- **WORK REQUIRED**: Write out each line word for word. Drop pictures.

# GIVEN MATERIAL start

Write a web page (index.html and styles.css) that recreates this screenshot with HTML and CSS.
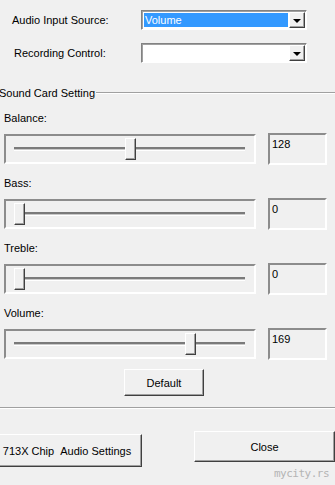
FILE: index.html
```html
<!DOCTYPE html>
<html lang="en">
<head>
    <meta charset="UTF-8">
    <meta name="viewport" content="width=device-width, initial-scale=1.0">
    <title>Sound Card Setting</title>
    <link rel="stylesheet" href="styles.css">
</head>
<body>
    <div class="dialog">
        <div class="field field-source">
            <span class="field-label">Audio Input Source:</span>
            <div class="combo">
                <span class="combo-text selected">Volume</span>
                <span class="combo-btn"><span class="arrow"></span></span>
            </div>
        </div>
        <div class="field field-record">
            <span class="field-label">Recording Control:</span>
            <div class="combo">
                <span class="combo-text"></span>
                <span class="combo-btn"><span class="arrow"></span></span>
            </div>
        </div>

        <div class="group-title"><span>Sound Card Setting</span></div>

        <div class="slider-block">
            <div class="slider-label">Balance:</div>
            <div class="slider-row">
                <div class="slider"><div class="track"></div><div class="thumb" style="left: 119px"></div></div>
                <div class="value">128</div>
            </div>
        </div>
        <div class="slider-block">
            <div class="slider-label">Bass:</div>
            <div class="slider-row">
                <div class="slider"><div class="track"></div><div class="thumb" style="left: 8px"></div></div>
                <div class="value">0</div>
            </div>
        </div>
        <div class="slider-block">
            <div class="slider-label">Treble:</div>
            <div class="slider-row">
                <div class="slider"><div class="track"></div><div class="thumb" style="left: 8px"></div></div>
                <div class="value">0</div>
            </div>
        </div>
        <div class="slider-block">
            <div class="slider-label">Volume:</div>
            <div class="slider-row">
                <div class="slider"><div class="track"></div><div class="thumb" style="left: 179px"></div></div>
                <div class="value">169</div>
            </div>
        </div>

        <button class="btn btn-default">Default</button>

        <div class="separator"></div>

        <div class="bottom-row">
            <button class="btn btn-chip">713X Chip &nbsp;Audio Settings</button>
            <button class="btn btn-close">Close</button>
        </div>

        <div class="watermark">mycity.rs</div>
    </div>
</body>
</html>
```

FILE: styles.css
```css
body {
    margin: 0;
    background-color: #f0f0f0;
    font-family: 'Liberation Sans', Arial, sans-serif;
    font-size: 11px;
    color: #000;
    overflow: hidden;
}
.dialog {
    position: relative;
    width: 335px;
    height: 485px;
}

/* combo rows */
.field {
    display: flex;
    align-items: center;
    height: 20px;
}
.field-source {
    padding-top: 10px;
}
.field-record {
    margin-top: 13px;
}
.field-label {
    box-sizing: border-box;
    width: 141px;
    padding-left: 12px;
}
.field-record .field-label {
    padding-left: 14px;
}
.combo {
    box-sizing: border-box;
    display: flex;
    width: 166px;
    height: 20px;
    padding: 1px;
    background-color: #fff;
    border: 1px solid;
    border-color: #828282 #fff #fff #828282;
    box-shadow: inset 1px 1px 0 #a0a0a0;
}
.combo-text {
    flex: 1;
    margin: 1px;
    padding-left: 1px;
    line-height: 15px;
}
.combo-text.selected {
    background-color: #3399ff;
    color: #fff;
}
.combo-btn {
    box-sizing: border-box;
    display: flex;
    align-items: center;
    justify-content: center;
    width: 16px;
    background-color: #f0f0f0;
    border: 1px solid;
    border-color: #fff #404040 #404040 #fff;
    box-shadow: inset -1px -1px 0 #a0a0a0;
}
.arrow {
    width: 0;
    height: 0;
    border-left: 4px solid transparent;
    border-right: 4px solid transparent;
    border-top: 4px solid #000;
    margin-top: 1px;
}

/* group */
.group-title {
    display: flex;
    align-items: center;
    margin: 23px 0 2px -1px;
    line-height: 14px;
}
.group-title::after {
    content: '';
    flex: 1;
    margin-left: 1px;
    border-top: 1px solid #a0a0a0;
    border-bottom: 1px solid #fff;
}

/* sliders */
.slider-block {
    margin-top: 11px;
}
.slider-label {
    padding-left: 4px;
    line-height: 14px;
    margin-bottom: 8px;
}
.slider-row {
    display: flex;
    align-items: flex-start;
}
.slider {
    position: relative;
    box-sizing: border-box;
    width: 252px;
    height: 30px;
    margin: 1px 0 0 4px;
    border: 2px solid;
    border-color: #8c8c8c #fff #fff #8c8c8c;
}
.track {
    width: 231px;
    height: 1px;
    margin: 11px 0 0 8px;
    border-top: 2px solid #7a7a7a;
    border-bottom: 1px solid #fff;
    background-color: #c8c8c8;
}
.thumb {
    position: absolute;
    top: 2px;
    box-sizing: border-box;
    width: 11px;
    height: 22px;
    background-color: #f0f0f0;
    border: 1px solid;
    border-color: #fff #404040 #404040 #fff;
    box-shadow: inset -1px -1px 0 #a0a0a0;
}
.value {
    box-sizing: border-box;
    width: 59px;
    height: 32px;
    margin-left: 12px;
    padding: 2px 0 0 2px;
    line-height: 14px;
    border: 2px solid;
    border-color: #8c8c8c #fff #fff #8c8c8c;
}

/* buttons */
.btn {
    box-sizing: border-box;
    font-family: inherit;
    font-size: 11px;
    color: #000;
    background-color: #f0f0f0;
    border: 1px solid;
    border-color: #fff #404040 #404040 #fff;
    box-shadow: inset -1px -1px 0 #a0a0a0;
    padding: 0;
}
.btn-default {
    display: block;
    width: 80px;
    height: 27px;
    margin: 9px 0 0 124px;
}
.separator {
    margin-top: 11px;
    border-top: 1px solid #a0a0a0;
    border-bottom: 1px solid #fff;
}
.bottom-row {
    display: flex;
    align-items: flex-start;
    margin-top: 22px;
}
.btn-chip {
    width: 145px;
    height: 33px;
    margin: 3px 0 0 -2px;
    padding-right: 6px;
}
.btn-close {
    width: 142px;
    height: 31px;
    margin-left: 52px;
}
.watermark {
    position: absolute;
    left: 274px;
    top: 467px;
    font-family: 'DejaVu Sans Mono', monospace;
    font-size: 11px;
    color: #b4b4b4;
    letter-spacing: -0.5px;
}
```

# GIVEN MATERIAL end

- **FINAL ANSWER**:
Write a web page (index.html and styles.css) that recreates this screenshot with HTML and CSS.
FILE: index.html
```html
<!DOCTYPE html>
<html lang="en">
<head>
    <meta charset="UTF-8">
    <meta name="viewport" content="width=device-width, initial-scale=1.0">
    <title>Sound Card Setting</title>
    <link rel="stylesheet" href="styles.css">
</head>
<body>
    <div class="dialog">
        <div class="field field-source">
            <span class="field-label">Audio Input Source:</span>
            <div class="combo">
                <span class="combo-text selected">Volume</span>
                <span class="combo-btn"><span class="arrow"></span></span>
            </div>
        </div>
        <div class="field field-record">
            <span class="field-label">Recording Control:</span>
            <div class="combo">
                <span class="combo-text"></span>
                <span class="combo-btn"><span class="arrow"></span></span>
            </div>
        </div>

        <div class="group-title"><span>Sound Card Setting</span></div>

        <div class="slider-block">
            <div class="slider-label">Balance:</div>
            <div class="slider-row">
                <div class="slider"><div class="track"></div><div class="thumb" style="left: 119px"></div></div>
                <div class="value">128</div>
            </div>
        </div>
        <div class="slider-block">
            <div class="slider-label">Bass:</div>
            <div class="slider-row">
                <div class="slider"><div class="track"></div><div class="thumb" style="left: 8px"></div></div>
                <div class="value">0</div>
            </div>
        </div>
        <div class="slider-block">
            <div class="slider-label">Treble:</div>
            <div class="slider-row">
                <div class="slider"><div class="track"></div><div class="thumb" style="left: 8px"></div></div>
                <div class="value">0</div>
            </div>
        </div>
        <div class="slider-block">
            <div class="slider-label">Volume:</div>
            <div class="slider-row">
                <div class="slider"><div class="track"></div><div class="thumb" style="left: 179px"></div></div>
                <div class="value">169</div>
            </div>
        </div>

        <button class="btn btn-default">Default</button>

        <div class="separator"></div>

        <div class="bottom-row">
            <button class="btn btn-chip">713X Chip &nbsp;Audio Settings</button>
            <button class="btn btn-close">Close</button>
        </div>

        <div class="watermark">mycity.rs</div>
    </div>
</body>
</html>
```

FILE: styles.css
```css
body {
    margin: 0;
    background-color: #f0f0f0;
    font-family: 'Liberation Sans', Arial, sans-serif;
    font-size: 11px;
    color: #000;
    overflow: hidden;
}
.dialog {
    position: relative;
    width: 335px;
    height: 485px;
}

/* combo rows */
.field {
    display: flex;
    align-items: center;
    height: 20px;
}
.field-source {
    padding-top: 10px;
}
.field-record {
    margin-top: 13px;
}
.field-label {
    box-sizing: border-box;
    width: 141px;
    padding-left: 12px;
}
.field-record .field-label {
    padding-left: 14px;
}
.combo {
    box-sizing: border-box;
    display: flex;
    width: 166px;
    height: 20px;
    padding: 1px;
    background-color: #fff;
    border: 1px solid;
    border-color: #828282 #fff #fff #828282;
    box-shadow: inset 1px 1px 0 #a0a0a0;
}
.combo-text {
    flex: 1;
    margin: 1px;
    padding-left: 1px;
    line-height: 15px;
}
.combo-text.selected {
    background-color: #3399ff;
    color: #fff;
}
.combo-btn {
    box-sizing: border-box;
    display: flex;
    align-items: center;
    justify-content: center;
    width: 16px;
    background-color: #f0f0f0;
    border: 1px solid;
    border-color: #fff #404040 #404040 #fff;
    box-shadow: inset -1px -1px 0 #a0a0a0;
}
.arrow {
    width: 0;
    height: 0;
    border-left: 4px solid transparent;
    border-right: 4px solid transparent;
    border-top: 4px solid #000;
    margin-top: 1px;
}

/* group */
.group-title {
    display: flex;
    align-items: center;
    margin: 23px 0 2px -1px;
    line-height: 14px;
}
.group-title::after {
    content: '';
    flex: 1;
    margin-left: 1px;
    border-top: 1px solid #a0a0a0;
    border-bottom: 1px solid #fff;
}

/* sliders */
.slider-block {
    margin-top: 11px;
}
.slider-label {
    padding-left: 4px;
    line-height: 14px;
    margin-bottom: 8px;
}
.slider-row {
    display: flex;
    align-items: flex-start;
}
.slider {
    position: relative;
    box-sizing: border-box;
    width: 252px;
    height: 30px;
    margin: 1px 0 0 4px;
    border: 2px solid;
    border-color: #8c8c8c #fff #fff #8c8c8c;
}
.track {
    width: 231px;
    height: 1px;
    margin: 11px 0 0 8px;
    border-top: 2px solid #7a7a7a;
    border-bottom: 1px solid #fff;
    background-color: #c8c8c8;
}
.thumb {
    position: absolute;
    top: 2px;
    box-sizing: border-box;
    width: 11px;
    height: 22px;
    background-color: #f0f0f0;
    border: 1px solid;
    border-color: #fff #404040 #404040 #fff;
    box-shadow: inset -1px -1px 0 #a0a0a0;
}
.value {
    box-sizing: border-box;
    width: 59px;
    height: 32px;
    margin-left: 12px;
    padding: 2px 0 0 2px;
    line-height: 14px;
    border: 2px solid;
    border-color: #8c8c8c #fff #fff #8c8c8c;
}

/* buttons */
.btn {
    box-sizing: border-box;
    font-family: inherit;
    font-size: 11px;
    color: #000;
    background-color: #f0f0f0;
    border: 1px solid;
    border-color: #fff #404040 #404040 #fff;
    box-shadow: inset -1px -1px 0 #a0a0a0;
    padding: 0;
}
.btn-default {
    display: block;
    width: 80px;
    height: 27px;
    margin: 9px 0 0 124px;
}
.separator {
    margin-top: 11px;
    border-top: 1px solid #a0a0a0;
    border-bottom: 1px solid #fff;
}
.bottom-row {
    display: flex;
    align-items: flex-start;
    margin-top: 22px;
}
.btn-chip {
    width: 145px;
    height: 33px;
    margin: 3px 0 0 -2px;
    padding-right: 6px;
}
.btn-close {
    width: 142px;
    height: 31px;
    margin-left: 52px;
}
.watermark {
    position: absolute;
    left: 274px;
    top: 467px;
    font-family: 'DejaVu Sans Mono', monospace;
    font-size: 11px;
    color: #b4b4b4;
    letter-spacing: -0.5px;
}
```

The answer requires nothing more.